__Recorded data__
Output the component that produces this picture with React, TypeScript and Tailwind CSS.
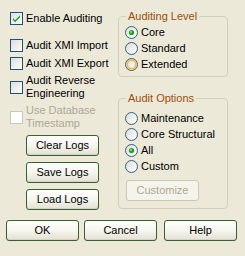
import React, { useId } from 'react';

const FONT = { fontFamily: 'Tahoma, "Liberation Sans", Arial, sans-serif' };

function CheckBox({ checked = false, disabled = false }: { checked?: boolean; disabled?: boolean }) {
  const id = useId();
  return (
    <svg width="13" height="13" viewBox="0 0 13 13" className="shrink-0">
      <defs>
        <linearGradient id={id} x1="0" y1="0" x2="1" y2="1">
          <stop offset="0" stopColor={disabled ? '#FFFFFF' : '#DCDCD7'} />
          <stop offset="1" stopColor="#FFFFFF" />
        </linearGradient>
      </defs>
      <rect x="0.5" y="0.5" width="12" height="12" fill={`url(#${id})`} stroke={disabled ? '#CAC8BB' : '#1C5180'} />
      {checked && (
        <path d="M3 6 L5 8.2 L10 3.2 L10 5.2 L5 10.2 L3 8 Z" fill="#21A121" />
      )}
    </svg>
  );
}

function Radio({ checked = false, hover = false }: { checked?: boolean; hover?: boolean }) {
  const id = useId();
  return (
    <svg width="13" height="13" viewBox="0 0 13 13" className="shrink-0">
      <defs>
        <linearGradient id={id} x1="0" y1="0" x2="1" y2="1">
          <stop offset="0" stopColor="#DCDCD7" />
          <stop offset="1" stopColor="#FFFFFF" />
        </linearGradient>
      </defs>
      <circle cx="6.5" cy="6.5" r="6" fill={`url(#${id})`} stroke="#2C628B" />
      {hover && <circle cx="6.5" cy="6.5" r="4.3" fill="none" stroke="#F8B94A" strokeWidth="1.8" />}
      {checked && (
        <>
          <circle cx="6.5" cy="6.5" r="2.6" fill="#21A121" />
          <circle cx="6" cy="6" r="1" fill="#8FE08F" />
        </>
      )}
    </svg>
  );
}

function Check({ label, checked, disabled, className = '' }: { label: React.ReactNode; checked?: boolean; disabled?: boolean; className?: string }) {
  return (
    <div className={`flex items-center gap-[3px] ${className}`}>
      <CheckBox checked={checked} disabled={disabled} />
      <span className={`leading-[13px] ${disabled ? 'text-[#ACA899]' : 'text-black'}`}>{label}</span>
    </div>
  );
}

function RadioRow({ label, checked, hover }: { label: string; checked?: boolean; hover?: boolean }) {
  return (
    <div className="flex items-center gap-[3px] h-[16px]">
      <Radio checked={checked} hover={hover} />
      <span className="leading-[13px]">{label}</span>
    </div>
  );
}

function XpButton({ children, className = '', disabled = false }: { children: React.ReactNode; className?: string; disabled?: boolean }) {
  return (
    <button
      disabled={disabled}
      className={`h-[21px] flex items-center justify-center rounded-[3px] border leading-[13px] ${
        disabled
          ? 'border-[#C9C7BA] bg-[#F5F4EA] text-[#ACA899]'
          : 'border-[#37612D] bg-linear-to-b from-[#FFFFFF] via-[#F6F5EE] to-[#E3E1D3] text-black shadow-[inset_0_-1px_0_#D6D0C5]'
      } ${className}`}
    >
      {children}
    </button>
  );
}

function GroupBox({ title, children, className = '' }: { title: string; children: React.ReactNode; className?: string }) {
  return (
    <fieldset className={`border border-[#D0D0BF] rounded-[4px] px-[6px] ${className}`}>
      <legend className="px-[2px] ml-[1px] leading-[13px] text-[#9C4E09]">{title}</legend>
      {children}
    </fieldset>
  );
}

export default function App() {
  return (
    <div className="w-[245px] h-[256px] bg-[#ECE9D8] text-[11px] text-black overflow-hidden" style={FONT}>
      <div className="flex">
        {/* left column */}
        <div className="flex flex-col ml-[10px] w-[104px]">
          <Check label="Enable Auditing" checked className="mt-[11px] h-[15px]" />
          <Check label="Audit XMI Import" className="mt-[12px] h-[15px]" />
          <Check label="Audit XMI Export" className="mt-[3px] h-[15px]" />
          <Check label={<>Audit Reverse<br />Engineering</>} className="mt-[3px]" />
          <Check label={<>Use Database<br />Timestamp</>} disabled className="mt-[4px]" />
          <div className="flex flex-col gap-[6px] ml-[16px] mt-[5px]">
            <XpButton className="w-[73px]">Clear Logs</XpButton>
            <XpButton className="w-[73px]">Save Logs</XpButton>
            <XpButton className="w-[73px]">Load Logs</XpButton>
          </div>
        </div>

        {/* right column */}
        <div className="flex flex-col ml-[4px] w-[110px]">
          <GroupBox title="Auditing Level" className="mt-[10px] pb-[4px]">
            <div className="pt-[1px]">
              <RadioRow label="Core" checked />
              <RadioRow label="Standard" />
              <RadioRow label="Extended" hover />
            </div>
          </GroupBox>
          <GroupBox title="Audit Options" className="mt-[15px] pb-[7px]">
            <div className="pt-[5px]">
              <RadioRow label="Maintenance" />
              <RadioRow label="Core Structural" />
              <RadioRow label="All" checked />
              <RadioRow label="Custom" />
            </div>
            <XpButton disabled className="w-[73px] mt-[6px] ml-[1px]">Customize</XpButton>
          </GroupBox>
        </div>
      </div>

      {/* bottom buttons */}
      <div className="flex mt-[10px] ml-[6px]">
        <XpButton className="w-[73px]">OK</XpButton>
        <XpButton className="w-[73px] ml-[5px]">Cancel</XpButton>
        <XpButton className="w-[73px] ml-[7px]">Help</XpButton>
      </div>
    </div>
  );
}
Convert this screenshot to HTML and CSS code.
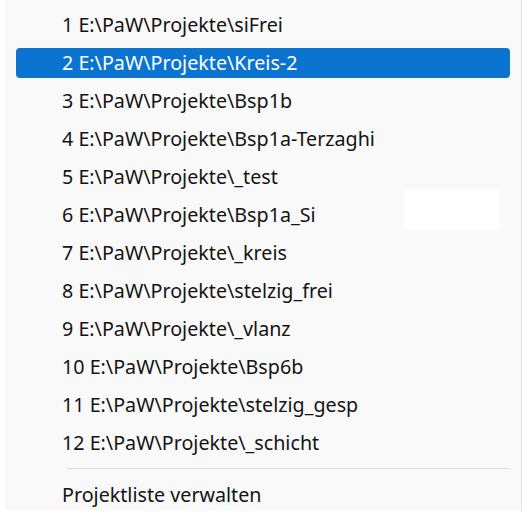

__What you are asked to do__
Quote the material in full and exactly; do not carry over its pictures.

__Solution for this task__
Output the component that produces this picture with React, TypeScript and Tailwind CSS.
import React, { useId } from 'react';

const FONT = { fontFamily: 'Tahoma, "Liberation Sans", Arial, sans-serif' };

function CheckBox({ checked = false, disabled = false }: { checked?: boolean; disabled?: boolean }) {
  const id = useId();
  return (
    <svg width="13" height="13" viewBox="0 0 13 13" className="shrink-0">
      <defs>
        <linearGradient id={id} x1="0" y1="0" x2="1" y2="1">
          <stop offset="0" stopColor={disabled ? '#FFFFFF' : '#DCDCD7'} />
          <stop offset="1" stopColor="#FFFFFF" />
        </linearGradient>
      </defs>
      <rect x="0.5" y="0.5" width="12" height="12" fill={`url(#${id})`} stroke={disabled ? '#CAC8BB' : '#1C5180'} />
      {checked && (
        <path d="M3 6 L5 8.2 L10 3.2 L10 5.2 L5 10.2 L3 8 Z" fill="#21A121" />
      )}
    </svg>
  );
}

function Radio({ checked = false, hover = false }: { checked?: boolean; hover?: boolean }) {
  const id = useId();
  return (
    <svg width="13" height="13" viewBox="0 0 13 13" className="shrink-0">
      <defs>
        <linearGradient id={id} x1="0" y1="0" x2="1" y2="1">
          <stop offset="0" stopColor="#DCDCD7" />
          <stop offset="1" stopColor="#FFFFFF" />
        </linearGradient>
      </defs>
      <circle cx="6.5" cy="6.5" r="6" fill={`url(#${id})`} stroke="#2C628B" />
      {hover && <circle cx="6.5" cy="6.5" r="4.3" fill="none" stroke="#F8B94A" strokeWidth="1.8" />}
      {checked && (
        <>
          <circle cx="6.5" cy="6.5" r="2.6" fill="#21A121" />
          <circle cx="6" cy="6" r="1" fill="#8FE08F" />
        </>
      )}
    </svg>
  );
}

function Check({ label, checked, disabled, className = '' }: { label: React.ReactNode; checked?: boolean; disabled?: boolean; className?: string }) {
  return (
    <div className={`flex items-center gap-[3px] ${className}`}>
      <CheckBox checked={checked} disabled={disabled} />
      <span className={`leading-[13px] ${disabled ? 'text-[#ACA899]' : 'text-black'}`}>{label}</span>
    </div>
  );
}

function RadioRow({ label, checked, hover }: { label: string; checked?: boolean; hover?: boolean }) {
  return (
    <div className="flex items-center gap-[3px] h-[16px]">
      <Radio checked={checked} hover={hover} />
      <span className="leading-[13px]">{label}</span>
    </div>
  );
}

function XpButton({ children, className = '', disabled = false }: { children: React.ReactNode; className?: string; disabled?: boolean }) {
  return (
    <button
      disabled={disabled}
      className={`h-[21px] flex items-center justify-center rounded-[3px] border leading-[13px] ${
        disabled
          ? 'border-[#C9C7BA] bg-[#F5F4EA] text-[#ACA899]'
          : 'border-[#37612D] bg-linear-to-b from-[#FFFFFF] via-[#F6F5EE] to-[#E3E1D3] text-black shadow-[inset_0_-1px_0_#D6D0C5]'
      } ${className}`}
    >
      {children}
    </button>
  );
}

function GroupBox({ title, children, className = '' }: { title: string; children: React.ReactNode; className?: string }) {
  return (
    <fieldset className={`border border-[#D0D0BF] rounded-[4px] px-[6px] ${className}`}>
      <legend className="px-[2px] ml-[1px] leading-[13px] text-[#9C4E09]">{title}</legend>
      {children}
    </fieldset>
  );
}

export default function App() {
  return (
    <div className="w-[245px] h-[256px] bg-[#ECE9D8] text-[11px] text-black overflow-hidden" style={FONT}>
      <div className="flex">
        {/* left column */}
        <div className="flex flex-col ml-[10px] w-[104px]">
          <Check label="Enable Auditing" checked className="mt-[11px] h-[15px]" />
          <Check label="Audit XMI Import" className="mt-[12px] h-[15px]" />
          <Check label="Audit XMI Export" className="mt-[3px] h-[15px]" />
          <Check label={<>Audit Reverse<br />Engineering</>} className="mt-[3px]" />
          <Check label={<>Use Database<br />Timestamp</>} disabled className="mt-[4px]" />
          <div className="flex flex-col gap-[6px] ml-[16px] mt-[5px]">
            <XpButton className="w-[73px]">Clear Logs</XpButton>
            <XpButton className="w-[73px]">Save Logs</XpButton>
            <XpButton className="w-[73px]">Load Logs</XpButton>
          </div>
        </div>

        {/* right column */}
        <div className="flex flex-col ml-[4px] w-[110px]">
          <GroupBox title="Auditing Level" className="mt-[10px] pb-[4px]">
            <div className="pt-[1px]">
              <RadioRow label="Core" checked />
              <RadioRow label="Standard" />
              <RadioRow label="Extended" hover />
            </div>
          </GroupBox>
          <GroupBox title="Audit Options" className="mt-[15px] pb-[7px]">
            <div className="pt-[5px]">
              <RadioRow label="Maintenance" />
              <RadioRow label="Core Structural" />
              <RadioRow label="All" checked />
              <RadioRow label="Custom" />
            </div>
            <XpButton disabled className="w-[73px] mt-[6px] ml-[1px]">Customize</XpButton>
          </GroupBox>
        </div>
      </div>

      {/* bottom buttons */}
      <div className="flex mt-[10px] ml-[6px]">
        <XpButton className="w-[73px]">OK</XpButton>
        <XpButton className="w-[73px] ml-[5px]">Cancel</XpButton>
        <XpButton className="w-[73px] ml-[7px]">Help</XpButton>
      </div>
    </div>
  );
}
Convert this screenshot to HTML and CSS code.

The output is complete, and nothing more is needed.